Should I accelerate expenses to create a larger tax loss?

Only if it also makes business sense. A deduction is usually worth only a fraction of the amount spent, equal to the tax rate multiplied by the usable deduction. If a $10,000 expense creates only a 22% immediate tax benefit, that is about $2,200 of current federal value, not a full reimbursement.

Bottom line

A business loss tax calculator is most valuable when it translates a raw loss number into a planning answer you can act on: how much benefit arrives this year, how much may carry forward, and whether the loss meaningfully changes your estimated taxes or cash strategy. Owners often know their revenue and expense numbers, but they are less certain about how those numbers flow through federal tax rules. This tool bridges that gap with a straightforward estimate and a visual breakdown.

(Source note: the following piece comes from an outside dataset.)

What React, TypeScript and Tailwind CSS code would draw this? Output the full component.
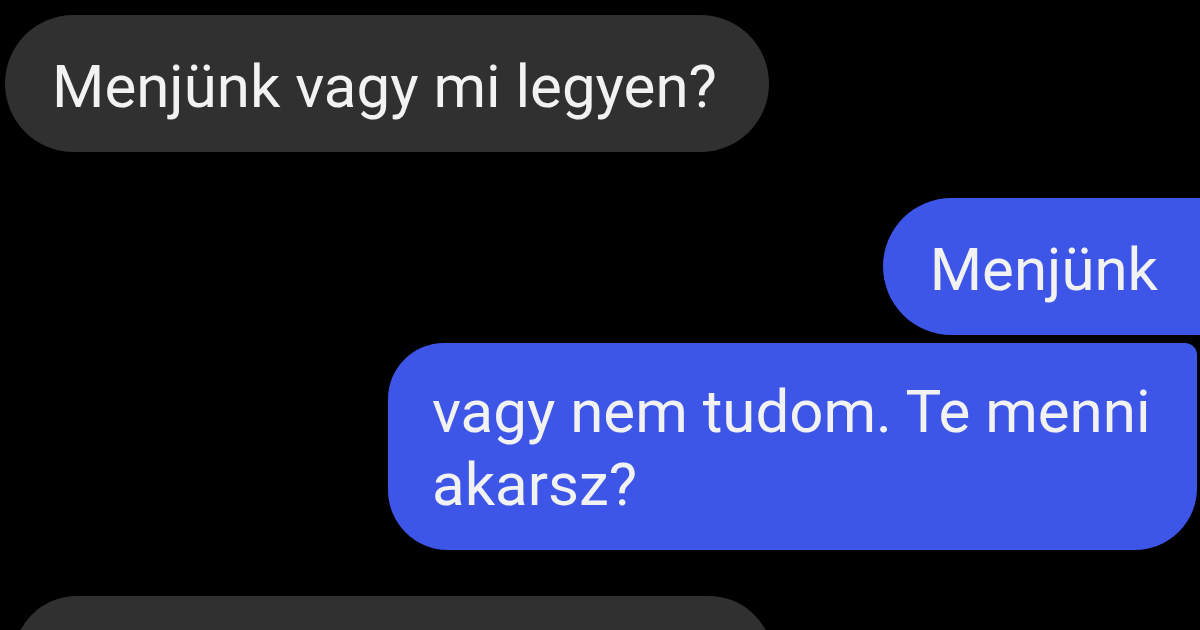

Use it early, revisit it before year-end, and compare multiple scenarios. Run one version with conservative income assumptions and another with a stronger fourth quarter. Test whether additional deductions actually improve current-year tax efficiency or mostly move value into the future. Then bring the results to your CPA or enrolled agent for a full return-level analysis.

This page is for educational use only and is not legal, accounting, or tax advice. Tax outcomes depend on your complete return, entity structure, participation level, basis, at-risk amount, state law, and changes in federal guidance.